More security, less formality: What to expect when the Pope visits Iqaluit
Stopover scheduled to last a few hours late Friday afternoon
When Pope Francis visits Iqaluit on Friday, people will likely see him surrounded by a team of staff and security.
They might also see him wave to the crowd with his index and middle fingers raised, his other fingers cupped into a slight fist.
That wave is the traditional Catholic gesture of benediction, used to bless people, according to Emma Anderson, a University of Ottawa religious studies professor.
But, she added, people shouldn’t expect a lot of formalities or gestures like that when Francis comes to town.
“He’s much less formal than other popes we’ve seen in the past,” Anderson said.
The level of security for the Pope’s visit will be similar to when the prime minister or any other world leader travels abroad.
That includes police dogs and security checks for people who get close to him, including the 75 members of international media who travel on his plane.
“It’s complex, it’s massive. It’s a kind of moving show,” Anderson said.
“Just like the visit of any other world leader.”
Pope Francis doesn’t expect people to greet him with formalities or address him as “Holy Father,” the typical way a pope would be greeted.
“He seems to relish informality. This Pope doesn’t stand on ceremony,” Anderson said.
Francis arrived in Canada on July 24 aboard an ITA Airways A330 Airbus, a state-owned plane from Italy. To get around on the ground, he is driven in a white Fiat 500X, a subcompact car.
There are about 155 people who travel on the Pope’s plane, including the 75 reporters and 35 others who comprise the Pope’s staff, including medical and security personnel.
A hydraulic lift at the back of the aircraft is used to help Francis leave the plane, according to the Canadian Conference of Catholic Bishops.
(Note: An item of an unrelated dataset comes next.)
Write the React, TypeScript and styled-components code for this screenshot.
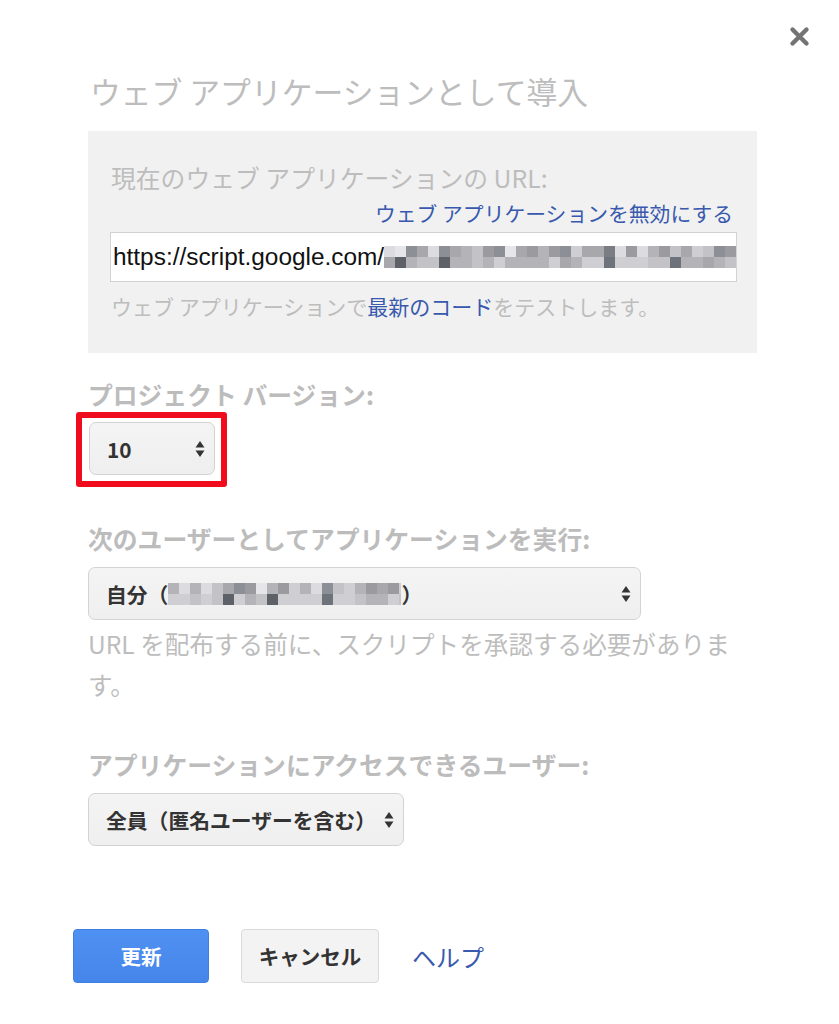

The 85-year-old has mobility issues and will use a wheelchair throughout his visit to Canada.
“It makes you wonder if this [trip] even would have been possible if he’d waited a couple months,” Anderson said.
Preparations are underway for his visit to Iqaluit, which is scheduled for a few hours in the late afternoon Friday at Nakasuk Elementary School.
He will meet privately inside with Indigenous survivors of Canada’s residential school system at about 4:15 p.m., before holding a public event outside the school. That event is expected to start at 5 p.m.
A ramp at one of the school’s entrances was being built Monday morning to accommodate the Pope.
The City of Iqaluit has also said Queen Elizabeth Way, between Sinaa Street and Mattaaq Crescent, will be closed to all vehicle traffic from 2 p.m. to 7 p.m. on Friday and people should expect further road closures and traffic interruptions.
The Pope apologized Monday to an audience of Indigenous people in Alberta on behalf of many members of the Roman Catholic Church for the “catastrophic” effects of Canada’s residential school system.
He made those comments at a ceremony on the former site of Ermineskin Residential School in Maskwacis, Alta., the second day of a Canadian visit.
He will stop in Quebec City before he ends his trip with his visit to Iqaluit on Friday.